Job
Write out the material exactly. Do not include the pictures.

** Start Stored data **

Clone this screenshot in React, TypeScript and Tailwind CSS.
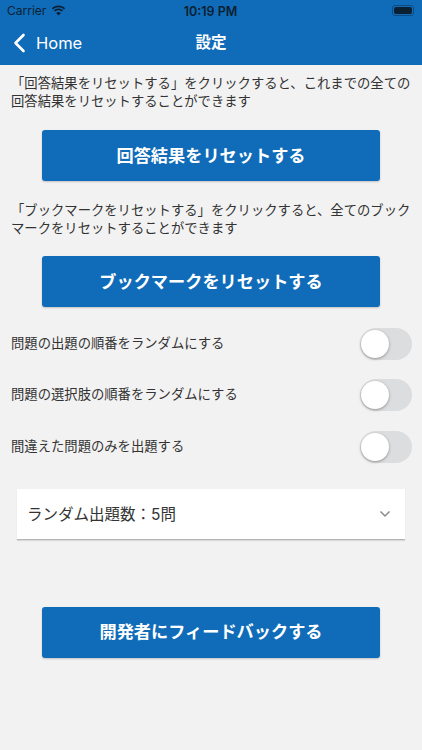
import { type FC } from 'react';

const font = { fontFamily: '"Inter", "Noto Sans CJK JP", sans-serif' };

const ActionButton: FC<{ label: string }> = ({ label }) => (
  <div className="mx-[42px] h-[51px] rounded-[3px] bg-[#106cb8] flex items-center justify-center text-white text-[17.2px] font-bold shadow-[0_1px_2px_rgba(0,0,0,0.2)]">
    {label}
  </div>
);

const ToggleRow: FC<{ label: string }> = ({ label }) => (
  <div className="h-[32px] pl-[11px] pr-[10px] flex items-center justify-between">
    <span className="text-[13.33px] text-[#333333]">{label}</span>
    <div className="w-[52px] h-[32px] rounded-full bg-[#dcdddf] flex items-center pl-[1px]">
      <div className="w-[28px] h-[28px] rounded-full bg-white shadow-[0_1px_3px_rgba(0,0,0,0.35)]" />
    </div>
  </div>
);

export default function App() {
  return (
    <div className="w-[422px] h-[750px] bg-[#f2f2f2] overflow-hidden flex flex-col" style={font}>
      <div className="h-[65px] bg-[#106cb8] flex flex-col shrink-0">
        <div className="h-[21px] pl-[7px] pr-[8px] flex items-center justify-between text-[12px] text-[#0b1f33]">
          <div className="flex items-center gap-[6px] w-[120px]">
            <span className="mt-[1px]">Carrier</span>
            <svg className="-ml-[1px]" width="15" height="11" viewBox="0 0 15 11" fill="#0b1f33">
              <path d="M7.5 2.3c2.1 0 4 .8 5.5 2.2l1.100-1.200C12.300 1.600 10 .6 7.500 .6S2.700 1.600.9 3.300L2 4.500c1.500-1.400 3.400-2.200 5.500-2.200z" />
              <path d="M7.500 5.300c1.300 0 2.500.5 3.400 1.300l1.100-1.200c-1.200-1.100-2.800-1.800-4.500-1.800s-3.300.7-4.500 1.800l1.100 1.200c.9-.8 2.100-1.300 3.400-1.300z" />
              <path d="M7.500 10.500l2.300-2.500c-.6-.6-1.400-.9-2.300-.9s-1.700.3-2.300.9z" />
            </svg>
          </div>
          <span className="mt-[3px] font-semibold text-[12.5px]">10:19 PM</span>
          <div className="w-[120px] flex justify-end items-center">
            <div className="w-[22px] h-[11px] rounded-[3px] border border-[#0b1f33]/40 p-[1px]">
              <div className="w-full h-full rounded-[2px] bg-[#0b1f33]" />
            </div>
          </div>
        </div>
        <div className="relative flex-1 flex items-center text-white">
          <svg className="ml-[13px]" width="13" height="20" viewBox="0 0 13 20" fill="none" stroke="white" strokeWidth="2.6" strokeLinecap="round" strokeLinejoin="round">
            <path d="M10.5 2 L2.5 10 L10.5 18" />
          </svg>
          <span className="ml-[10px] text-[16.5px]">Home</span>
          <span className="absolute left-0 right-0 text-center text-[15.5px] font-bold">設定</span>
        </div>
      </div>

      <p className="mt-[9px] px-[11px] text-[13.33px] leading-[18px] text-[#333333]">「回答結果をリセットする」をクリックすると、これまでの全ての回答結果をリセットすることができます</p>
      <div className="mt-[20px]"><ActionButton label="回答結果をリセットする" /></div>

      <p className="mt-[20px] px-[11px] text-[13.33px] leading-[18px] text-[#333333]">「ブックマークをリセットする」をクリックすると、全てのブックマークをリセットすることができます</p>
      <div className="mt-[19px]"><ActionButton label="ブックマークをリセットする" /></div>

      <div className="mt-[21px] flex flex-col gap-[19.4px]">
        <ToggleRow label="問題の出題の順番をランダムにする" />
        <ToggleRow label="問題の選択肢の順番をランダムにする" />
        <ToggleRow label="間違えた問題のみを出題する" />
      </div>

      <div className="mt-[26px] mx-[17px] w-[388px] h-[51px] bg-white border-b border-[#b5b5b5] shadow-[0_1px_1px_rgba(0,0,0,0.1)] pl-[10px] pr-[14px] flex items-center justify-between">
        <span className="mt-[2px] text-[15.5px] text-[#333333]">ランダム出題数：5問</span>
        <svg width="12" height="8" viewBox="0 0 12 8" fill="none" stroke="#8a8a8a" strokeWidth="1.5">
          <path d="M1.5 1.5 L6 6 L10.5 1.5" />
        </svg>
      </div>

      <div className="mt-[67px]"><ActionButton label="開発者にフィードバックする" /></div>
    </div>
  );
}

** End Stored data **

Solution below
Clone this screenshot in React, TypeScript and Tailwind CSS.
import { type FC } from 'react';

const font = { fontFamily: '"Inter", "Noto Sans CJK JP", sans-serif' };

const ActionButton: FC<{ label: string }> = ({ label }) => (
  <div className="mx-[42px] h-[51px] rounded-[3px] bg-[#106cb8] flex items-center justify-center text-white text-[17.2px] font-bold shadow-[0_1px_2px_rgba(0,0,0,0.2)]">
    {label}
  </div>
);

const ToggleRow: FC<{ label: string }> = ({ label }) => (
  <div className="h-[32px] pl-[11px] pr-[10px] flex items-center justify-between">
    <span className="text-[13.33px] text-[#333333]">{label}</span>
    <div className="w-[52px] h-[32px] rounded-full bg-[#dcdddf] flex items-center pl-[1px]">
      <div className="w-[28px] h-[28px] rounded-full bg-white shadow-[0_1px_3px_rgba(0,0,0,0.35)]" />
    </div>
  </div>
);

export default function App() {
  return (
    <div className="w-[422px] h-[750px] bg-[#f2f2f2] overflow-hidden flex flex-col" style={font}>
      <div className="h-[65px] bg-[#106cb8] flex flex-col shrink-0">
        <div className="h-[21px] pl-[7px] pr-[8px] flex items-center justify-between text-[12px] text-[#0b1f33]">
          <div className="flex items-center gap-[6px] w-[120px]">
            <span className="mt-[1px]">Carrier</span>
            <svg className="-ml-[1px]" width="15" height="11" viewBox="0 0 15 11" fill="#0b1f33">
              <path d="M7.5 2.3c2.1 0 4 .8 5.5 2.2l1.100-1.200C12.300 1.600 10 .6 7.500 .6S2.700 1.600.9 3.300L2 4.500c1.500-1.400 3.400-2.200 5.500-2.200z" />
              <path d="M7.500 5.300c1.300 0 2.500.5 3.400 1.300l1.100-1.200c-1.200-1.100-2.800-1.800-4.500-1.800s-3.300.7-4.500 1.800l1.100 1.200c.9-.8 2.100-1.300 3.400-1.300z" />
              <path d="M7.500 10.500l2.300-2.500c-.6-.6-1.400-.9-2.300-.9s-1.700.3-2.300.9z" />
            </svg>
          </div>
          <span className="mt-[3px] font-semibold text-[12.5px]">10:19 PM</span>
          <div className="w-[120px] flex justify-end items-center">
            <div className="w-[22px] h-[11px] rounded-[3px] border border-[#0b1f33]/40 p-[1px]">
              <div className="w-full h-full rounded-[2px] bg-[#0b1f33]" />
            </div>
          </div>
        </div>
        <div className="relative flex-1 flex items-center text-white">
          <svg className="ml-[13px]" width="13" height="20" viewBox="0 0 13 20" fill="none" stroke="white" strokeWidth="2.6" strokeLinecap="round" strokeLinejoin="round">
            <path d="M10.5 2 L2.5 10 L10.5 18" />
          </svg>
          <span className="ml-[10px] text-[16.5px]">Home</span>
          <span className="absolute left-0 right-0 text-center text-[15.5px] font-bold">設定</span>
        </div>
      </div>

      <p className="mt-[9px] px-[11px] text-[13.33px] leading-[18px] text-[#333333]">「回答結果をリセットする」をクリックすると、これまでの全ての回答結果をリセットすることができます</p>
      <div className="mt-[20px]"><ActionButton label="回答結果をリセットする" /></div>

      <p className="mt-[20px] px-[11px] text-[13.33px] leading-[18px] text-[#333333]">「ブックマークをリセットする」をクリックすると、全てのブックマークをリセットすることができます</p>
      <div className="mt-[19px]"><ActionButton label="ブックマークをリセットする" /></div>

      <div className="mt-[21px] flex flex-col gap-[19.4px]">
        <ToggleRow label="問題の出題の順番をランダムにする" />
        <ToggleRow label="問題の選択肢の順番をランダムにする" />
        <ToggleRow label="間違えた問題のみを出題する" />
      </div>

      <div className="mt-[26px] mx-[17px] w-[388px] h-[51px] bg-white border-b border-[#b5b5b5] shadow-[0_1px_1px_rgba(0,0,0,0.1)] pl-[10px] pr-[14px] flex items-center justify-between">
        <span className="mt-[2px] text-[15.5px] text-[#333333]">ランダム出題数：5問</span>
        <svg width="12" height="8" viewBox="0 0 12 8" fill="none" stroke="#8a8a8a" strokeWidth="1.5">
          <path d="M1.5 1.5 L6 6 L10.5 1.5" />
        </svg>
      </div>

      <div className="mt-[67px]"><ActionButton label="開発者にフィードバックする" /></div>
    </div>
  );
}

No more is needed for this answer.